Problem statement:
Word for word, quote all of the material, omitting the pictures.

Given data:
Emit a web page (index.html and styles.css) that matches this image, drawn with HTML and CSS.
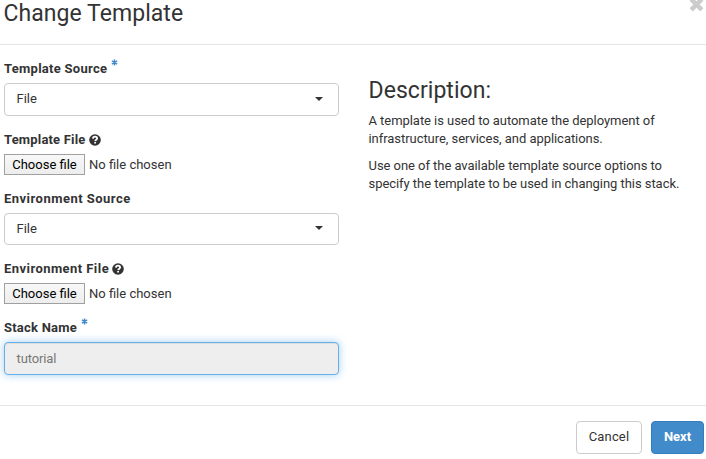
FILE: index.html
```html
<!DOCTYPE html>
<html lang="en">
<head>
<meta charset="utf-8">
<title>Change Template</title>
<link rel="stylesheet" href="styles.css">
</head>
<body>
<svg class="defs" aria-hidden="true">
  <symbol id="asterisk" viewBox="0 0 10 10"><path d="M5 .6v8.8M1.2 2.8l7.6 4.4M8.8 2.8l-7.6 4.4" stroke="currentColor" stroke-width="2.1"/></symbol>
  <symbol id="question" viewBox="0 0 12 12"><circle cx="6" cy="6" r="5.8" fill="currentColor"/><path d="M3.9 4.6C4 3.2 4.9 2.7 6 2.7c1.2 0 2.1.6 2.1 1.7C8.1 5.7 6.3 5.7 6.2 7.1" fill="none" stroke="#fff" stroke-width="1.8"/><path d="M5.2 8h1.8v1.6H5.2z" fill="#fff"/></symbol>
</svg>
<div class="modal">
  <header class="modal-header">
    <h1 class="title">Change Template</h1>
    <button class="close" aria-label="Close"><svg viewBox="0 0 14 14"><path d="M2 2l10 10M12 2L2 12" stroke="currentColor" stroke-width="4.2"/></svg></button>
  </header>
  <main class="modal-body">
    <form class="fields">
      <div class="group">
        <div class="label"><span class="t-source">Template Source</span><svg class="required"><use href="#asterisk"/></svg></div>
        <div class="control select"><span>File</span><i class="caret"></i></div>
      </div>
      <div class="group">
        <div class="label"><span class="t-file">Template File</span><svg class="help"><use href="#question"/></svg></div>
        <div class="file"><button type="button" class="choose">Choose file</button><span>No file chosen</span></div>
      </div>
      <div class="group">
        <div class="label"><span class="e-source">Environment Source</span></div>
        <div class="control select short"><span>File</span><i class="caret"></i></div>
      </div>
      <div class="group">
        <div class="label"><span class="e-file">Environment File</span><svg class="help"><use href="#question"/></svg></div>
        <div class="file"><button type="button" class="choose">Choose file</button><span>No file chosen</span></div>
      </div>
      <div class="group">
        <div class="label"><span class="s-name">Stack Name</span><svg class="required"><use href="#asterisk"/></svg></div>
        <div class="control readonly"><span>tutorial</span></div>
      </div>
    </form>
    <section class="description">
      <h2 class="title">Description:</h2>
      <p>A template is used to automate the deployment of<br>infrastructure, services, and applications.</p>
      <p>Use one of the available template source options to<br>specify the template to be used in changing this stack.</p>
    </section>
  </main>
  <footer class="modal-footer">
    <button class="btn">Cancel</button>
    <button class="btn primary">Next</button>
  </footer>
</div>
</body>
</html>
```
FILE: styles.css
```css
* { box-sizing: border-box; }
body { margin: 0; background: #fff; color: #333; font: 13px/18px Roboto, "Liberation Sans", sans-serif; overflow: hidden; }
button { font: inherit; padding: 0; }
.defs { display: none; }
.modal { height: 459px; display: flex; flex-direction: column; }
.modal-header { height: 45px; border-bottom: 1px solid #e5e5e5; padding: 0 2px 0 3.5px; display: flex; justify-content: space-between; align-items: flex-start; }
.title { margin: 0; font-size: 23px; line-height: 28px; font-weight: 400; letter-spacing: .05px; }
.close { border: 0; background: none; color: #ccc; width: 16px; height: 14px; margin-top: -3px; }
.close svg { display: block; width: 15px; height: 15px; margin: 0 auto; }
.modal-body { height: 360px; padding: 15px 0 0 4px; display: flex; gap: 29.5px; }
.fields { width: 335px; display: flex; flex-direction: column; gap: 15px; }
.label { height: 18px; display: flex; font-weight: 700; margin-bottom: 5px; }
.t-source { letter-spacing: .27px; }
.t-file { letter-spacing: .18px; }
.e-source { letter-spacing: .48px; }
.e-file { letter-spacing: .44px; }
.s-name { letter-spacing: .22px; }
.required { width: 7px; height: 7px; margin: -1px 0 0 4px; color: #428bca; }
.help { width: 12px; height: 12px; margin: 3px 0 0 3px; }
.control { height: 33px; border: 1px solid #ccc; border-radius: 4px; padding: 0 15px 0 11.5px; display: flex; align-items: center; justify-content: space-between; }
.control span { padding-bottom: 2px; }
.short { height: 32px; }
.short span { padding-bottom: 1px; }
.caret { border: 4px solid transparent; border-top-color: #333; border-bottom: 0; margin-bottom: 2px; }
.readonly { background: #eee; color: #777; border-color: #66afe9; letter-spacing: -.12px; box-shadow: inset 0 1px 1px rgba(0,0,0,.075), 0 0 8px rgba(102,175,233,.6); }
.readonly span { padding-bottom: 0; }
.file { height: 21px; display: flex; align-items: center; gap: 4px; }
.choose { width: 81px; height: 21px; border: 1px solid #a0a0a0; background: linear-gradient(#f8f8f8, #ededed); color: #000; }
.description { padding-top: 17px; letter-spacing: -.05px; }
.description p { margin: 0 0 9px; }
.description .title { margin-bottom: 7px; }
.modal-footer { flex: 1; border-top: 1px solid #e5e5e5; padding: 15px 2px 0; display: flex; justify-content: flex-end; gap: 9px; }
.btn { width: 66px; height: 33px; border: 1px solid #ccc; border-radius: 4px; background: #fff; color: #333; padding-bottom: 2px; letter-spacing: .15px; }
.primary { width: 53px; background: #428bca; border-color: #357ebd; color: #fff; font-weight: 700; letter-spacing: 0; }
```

Final answer:
Emit a web page (index.html and styles.css) that matches this image, drawn with HTML and CSS.
FILE: index.html
```html
<!DOCTYPE html>
<html lang="en">
<head>
<meta charset="utf-8">
<title>Change Template</title>
<link rel="stylesheet" href="styles.css">
</head>
<body>
<svg class="defs" aria-hidden="true">
  <symbol id="asterisk" viewBox="0 0 10 10"><path d="M5 .6v8.8M1.2 2.8l7.6 4.4M8.8 2.8l-7.6 4.4" stroke="currentColor" stroke-width="2.1"/></symbol>
  <symbol id="question" viewBox="0 0 12 12"><circle cx="6" cy="6" r="5.8" fill="currentColor"/><path d="M3.9 4.6C4 3.2 4.9 2.7 6 2.7c1.2 0 2.1.6 2.1 1.7C8.1 5.7 6.3 5.7 6.2 7.1" fill="none" stroke="#fff" stroke-width="1.8"/><path d="M5.2 8h1.8v1.6H5.2z" fill="#fff"/></symbol>
</svg>
<div class="modal">
  <header class="modal-header">
    <h1 class="title">Change Template</h1>
    <button class="close" aria-label="Close"><svg viewBox="0 0 14 14"><path d="M2 2l10 10M12 2L2 12" stroke="currentColor" stroke-width="4.2"/></svg></button>
  </header>
  <main class="modal-body">
    <form class="fields">
      <div class="group">
        <div class="label"><span class="t-source">Template Source</span><svg class="required"><use href="#asterisk"/></svg></div>
        <div class="control select"><span>File</span><i class="caret"></i></div>
      </div>
      <div class="group">
        <div class="label"><span class="t-file">Template File</span><svg class="help"><use href="#question"/></svg></div>
        <div class="file"><button type="button" class="choose">Choose file</button><span>No file chosen</span></div>
      </div>
      <div class="group">
        <div class="label"><span class="e-source">Environment Source</span></div>
        <div class="control select short"><span>File</span><i class="caret"></i></div>
      </div>
      <div class="group">
        <div class="label"><span class="e-file">Environment File</span><svg class="help"><use href="#question"/></svg></div>
        <div class="file"><button type="button" class="choose">Choose file</button><span>No file chosen</span></div>
      </div>
      <div class="group">
        <div class="label"><span class="s-name">Stack Name</span><svg class="required"><use href="#asterisk"/></svg></div>
        <div class="control readonly"><span>tutorial</span></div>
      </div>
    </form>
    <section class="description">
      <h2 class="title">Description:</h2>
      <p>A template is used to automate the deployment of<br>infrastructure, services, and applications.</p>
      <p>Use one of the available template source options to<br>specify the template to be used in changing this stack.</p>
    </section>
  </main>
  <footer class="modal-footer">
    <button class="btn">Cancel</button>
    <button class="btn primary">Next</button>
  </footer>
</div>
</body>
</html>
```
FILE: styles.css
```css
* { box-sizing: border-box; }
body { margin: 0; background: #fff; color: #333; font: 13px/18px Roboto, "Liberation Sans", sans-serif; overflow: hidden; }
button { font: inherit; padding: 0; }
.defs { display: none; }
.modal { height: 459px; display: flex; flex-direction: column; }
.modal-header { height: 45px; border-bottom: 1px solid #e5e5e5; padding: 0 2px 0 3.5px; display: flex; justify-content: space-between; align-items: flex-start; }
.title { margin: 0; font-size: 23px; line-height: 28px; font-weight: 400; letter-spacing: .05px; }
.close { border: 0; background: none; color: #ccc; width: 16px; height: 14px; margin-top: -3px; }
.close svg { display: block; width: 15px; height: 15px; margin: 0 auto; }
.modal-body { height: 360px; padding: 15px 0 0 4px; display: flex; gap: 29.5px; }
.fields { width: 335px; display: flex; flex-direction: column; gap: 15px; }
.label { height: 18px; display: flex; font-weight: 700; margin-bottom: 5px; }
.t-source { letter-spacing: .27px; }
.t-file { letter-spacing: .18px; }
.e-source { letter-spacing: .48px; }
.e-file { letter-spacing: .44px; }
.s-name { letter-spacing: .22px; }
.required { width: 7px; height: 7px; margin: -1px 0 0 4px; color: #428bca; }
.help { width: 12px; height: 12px; margin: 3px 0 0 3px; }
.control { height: 33px; border: 1px solid #ccc; border-radius: 4px; padding: 0 15px 0 11.5px; display: flex; align-items: center; justify-content: space-between; }
.control span { padding-bottom: 2px; }
.short { height: 32px; }
.short span { padding-bottom: 1px; }
.caret { border: 4px solid transparent; border-top-color: #333; border-bottom: 0; margin-bottom: 2px; }
.readonly { background: #eee; color: #777; border-color: #66afe9; letter-spacing: -.12px; box-shadow: inset 0 1px 1px rgba(0,0,0,.075), 0 0 8px rgba(102,175,233,.6); }
.readonly span { padding-bottom: 0; }
.file { height: 21px; display: flex; align-items: center; gap: 4px; }
.choose { width: 81px; height: 21px; border: 1px solid #a0a0a0; background: linear-gradient(#f8f8f8, #ededed); color: #000; }
.description { padding-top: 17px; letter-spacing: -.05px; }
.description p { margin: 0 0 9px; }
.description .title { margin-bottom: 7px; }
.modal-footer { flex: 1; border-top: 1px solid #e5e5e5; padding: 15px 2px 0; display: flex; justify-content: flex-end; gap: 9px; }
.btn { width: 66px; height: 33px; border: 1px solid #ccc; border-radius: 4px; background: #fff; color: #333; padding-bottom: 2px; letter-spacing: .15px; }
.primary { width: 53px; background: #428bca; border-color: #357ebd; color: #fff; font-weight: 700; letter-spacing: 0; }
```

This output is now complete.